In this design, all the NoCs, both cache-coherent Ncore and non-coherent FlexNoC, are linked by bridges, and all share a common address space.

As Guillaume notes: “I think one of the key aspects to NoC technology from Arteris is the tool’s ability to create customized NoCs, to simulate the results, and to quickly iterate between solutions. This allowed us to fine-tune each NoC to our exact needs, thereby providing the best trade-off between power, performance, and area (PPA).”

Also, both Guillaume and Laurent offer enthusiastic praise for the high level of technical support provided by their local Arteris office.
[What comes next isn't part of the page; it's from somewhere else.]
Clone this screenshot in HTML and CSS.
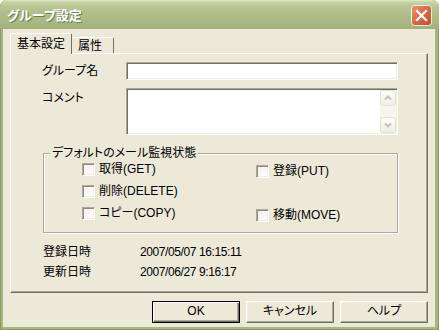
FILE: index.html
```html
<!DOCTYPE html>
<html lang="ja">
<head>
<meta charset="utf-8">
<title>グループ設定</title>
<link rel="stylesheet" href="styles.css">
</head>
<body>
<div class="window">
  <div class="titlebar">
    <span class="title">グループ設定</span>
    <span class="close">
      <svg width="21" height="21" viewBox="0 0 21 21">
        <defs>
          <linearGradient id="cg" x1="0" y1="0" x2="1" y2="1">
            <stop offset="0" stop-color="#ea9676"/>
            <stop offset="0.5" stop-color="#d86a43"/>
            <stop offset="1" stop-color="#c04c28"/>
          </linearGradient>
        </defs>
        <rect x="0.5" y="0.5" width="20" height="20" rx="3" fill="url(#cg)" stroke="#f4f4ee"/>
        <path d="M6 6 L15 15 M15 6 L6 15" stroke="#fff" stroke-width="2.2" stroke-linecap="square"/>
      </svg>
    </span>
  </div>
  <div class="client">
    <div class="tabs">
      <div class="tab active">基本設定</div>
      <div class="tab">属性</div>
    </div>
    <div class="panel">
      <div class="form">
        <span class="lbl">グループ名</span>
        <div class="field"></div>
        <span class="lbl lbl-top">コメント</span>
        <div class="field area">
          <div class="area-text"></div>
          <div class="scroll">
            <div class="sbtn"><svg width="14" height="14" viewBox="0 0 14 14"><polyline points="4,8.5 7,5.5 10,8.5" fill="none" stroke="#c4c1b1" stroke-width="1.8"/></svg></div>
            <div class="track"></div>
            <div class="sbtn"><svg width="14" height="14" viewBox="0 0 14 14"><polyline points="4,5.5 7,8.5 10,5.5" fill="none" stroke="#c4c1b1" stroke-width="1.8"/></svg></div>
          </div>
        </div>
      </div>
      <fieldset class="group">
        <legend>デフォルトのメール監視状態</legend>
        <div class="checks">
          <div class="chk"><span class="box"></span>取得(GET)</div>
          <div class="chk c2"><span class="box"></span>登録(PUT)</div>
          <div class="chk"><span class="box"></span>削除(DELETE)</div>
          <div></div>
          <div class="chk"><span class="box"></span>コピー(COPY)</div>
          <div class="chk c2"><span class="box"></span>移動(MOVE)</div>
        </div>
      </fieldset>
      <div class="dates">
        <span>登録日時</span><span class="date">2007/05/07 16:15:11</span>
        <span>更新日時</span><span class="date">2007/06/27 9:16:17</span>
      </div>
    </div>
    <div class="buttons">
      <button class="btn default">OK</button>
      <button class="btn">キャンセル</button>
      <button class="btn">ヘルプ</button>
    </div>
  </div>
</div>
</body>
</html>
```
FILE: styles.css
```css
html, body {
  margin: 0;
  padding: 0;
}
body {
  width: 439px;
  height: 330px;
  overflow: hidden;
  background: #ffffff;
  color: #000;
  font: 12px/14px "Liberation Sans", "Noto Sans CJK JP", sans-serif;
  font-feature-settings: "palt" 1;
}
.window {
  width: 439px;
  height: 330px;
  box-sizing: border-box;
  display: flex;
  flex-direction: column;
  background: #a6b67f;
  border-radius: 7px 7px 0 0;
  box-shadow: inset 1px 0 #8a9a66, inset -1px 0 #8a9a66, inset 0 -1px #8a9a66;
}
.titlebar {
  height: 29px;
  flex: none;
  display: flex;
  align-items: center;
  padding: 0 7px 0 7px;
  border-radius: 7px 7px 0 0;
  background: linear-gradient(180deg, #e2e9c8 0px, #c9d4a6 2px, #b9c795 6px, #afbd89 14px, #a9b882 22px, #a2b17a 29px);
}
.title {
  flex: 1;
  color: #fff;
  font-weight: bold;
  font-size: 13px;
  padding-top: 3px;
  text-shadow: 1px 1px 0 #6f7d4f;
}
.close {
  width: 21px;
  height: 21px;
  margin-top: 2px;
  display: block;
}
.close svg {
  display: block;
}
.client {
  flex: 1;
  margin: 0 4px 3px 3px;
  background: #ece9d8;
  padding: 4px 7px 0 7px;
  display: flex;
  flex-direction: column;
}
.tabs {
  height: 20px;
  display: flex;
  align-items: flex-end;
  position: relative;
  z-index: 1;
}
.tab {
  box-sizing: border-box;
  height: 16px;
  width: 42px;
  padding: 1px 0 0 6px;
  border: 1px solid;
  border-bottom: none;
  border-color: #fff #716f64 transparent #fff;
  border-radius: 2px 2px 0 0;
  background: #ece9d8;
}
.tab.active {
  height: 21px;
  width: 62px;
  margin-bottom: -1px;
  padding: 3px 0 0 6px;
}
.tab.active + .tab {
  border-left: none;
}
.panel {
  box-sizing: border-box;
  height: 240px;
  border: 1px solid;
  border-color: #fff #716f64 #716f64 #fff;
  box-shadow: inset -1px -1px #aca899;
  padding: 8px 0 0 31px;
}
.form {
  display: grid;
  grid-template-columns: 84px 272px;
  grid-template-rows: 18px 47px;
  row-gap: 8px;
  align-items: center;
}
.lbl-top {
  align-self: start;
  padding-top: 3px;
}
.field {
  box-sizing: border-box;
  height: 100%;
  background: #fff;
  border: 1px solid;
  border-color: #aca899 #fff #fff #aca899;
  box-shadow: inset 1px 1px #716f64, inset -1px -1px #f1efe2;
}
.area {
  display: flex;
  padding: 1px;
}
.area-text {
  flex: 1;
}
.scroll {
  width: 16px;
  display: flex;
  flex-direction: column;
}
.sbtn {
  box-sizing: border-box;
  height: 16px;
  border: 1px solid #e3e0d1;
  border-radius: 2px;
  background: linear-gradient(180deg, #fdfdfa, #efeee6);
}
.sbtn svg {
  display: block;
}
.track {
  flex: 1;
  background: #f6f5ef;
}
.group {
  box-sizing: border-box;
  width: 355px;
  margin: 11px 0 0 1px;
  padding: 0 0 8px 0;
  border: 1px solid #aca899;
  box-shadow: inset 1px 1px #fff, 1px 1px #fff;
  min-width: 0;
}
.group legend {
  padding: 0 2px;
  margin-left: 6px;
  line-height: 14px;
  background: #ece9d8;
}
.checks {
  display: grid;
  grid-template-columns: 174px auto;
  grid-auto-rows: 22px;
  padding-left: 38px;
  margin-top: -2px;
}
.chk {
  display: flex;
  align-items: center;
}
.chk.c2 {
  padding-top: 4px;
}
.box {
  box-sizing: border-box;
  width: 13px;
  height: 13px;
  margin-right: 4px;
  background: linear-gradient(135deg, #f0efe9, #ffffff);
  border: 1px solid;
  border-color: #aca899 #fff #fff #aca899;
  box-shadow: inset 1px 1px #8f8d80, inset -1px -1px #f1efe2;
}
.dates {
  margin: 9px 0 0 1px;
  display: grid;
  grid-template-columns: 97px auto;
  grid-auto-rows: 20px;
  align-items: center;
}
.date {
  letter-spacing: -0.4px;
}
.buttons {
  margin-top: 8px;
  display: flex;
  justify-content: flex-end;
  gap: 6px;
}
.btn {
  box-sizing: border-box;
  width: 88px;
  height: 22px;
  padding: 0 0 2px 0;
  font: inherit;
  color: #000;
  background: #ece9d8;
  border: 1px solid;
  border-color: #fff #716f64 #716f64 #fff;
  box-shadow: inset -1px -1px #aca899, inset 1px 1px #f1efe2;
}
.btn.default {
  border: 1px solid #000;
  box-shadow: inset 1px 1px #fff, inset -1px -1px #716f64, inset -2px -2px #aca899;
}
```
The results have been highly impressive, as the engineers have been working on this SoC design project for only 1.5 years. In that short time, the frontend team has already handed over the register transfer level (RTL) representation of the bulk of the design to the backend physical design team for place and route.

The frontend team continues to fine-tune the observability and security aspects of the device. Meanwhile, both the frontend and backend teams are iterating and tweaking to achieve timing closure.

The SCALINX team recognized the value of the FlexNoC physically aware feature in addressing their design needs. This means these tools can optimize for physical layout constraints such as floorplanning, routing, and wire lengths, thereby achieving better performance, power efficiency, and area utilization. Laurent Moulin also highlights: “Automatic physically-aware NoC generation and pipeline stage insertion dramatically increase the productivity of our designers and the correct-by-construction quality of the final design.”

Existing wireless backhaul solutions are based on the combination of multiple devices mounted on a common PCB. By comparison, this new SoC from SCALINX will provide higher performance while consuming a quarter of the power, all at a fraction of the cost.

The plan is to release this new SoC to the market in the following year. At the same time, SCALINX is already planning future generations of devices, all of which will take full advantage of state-of-the-art NoC technology from Arteris.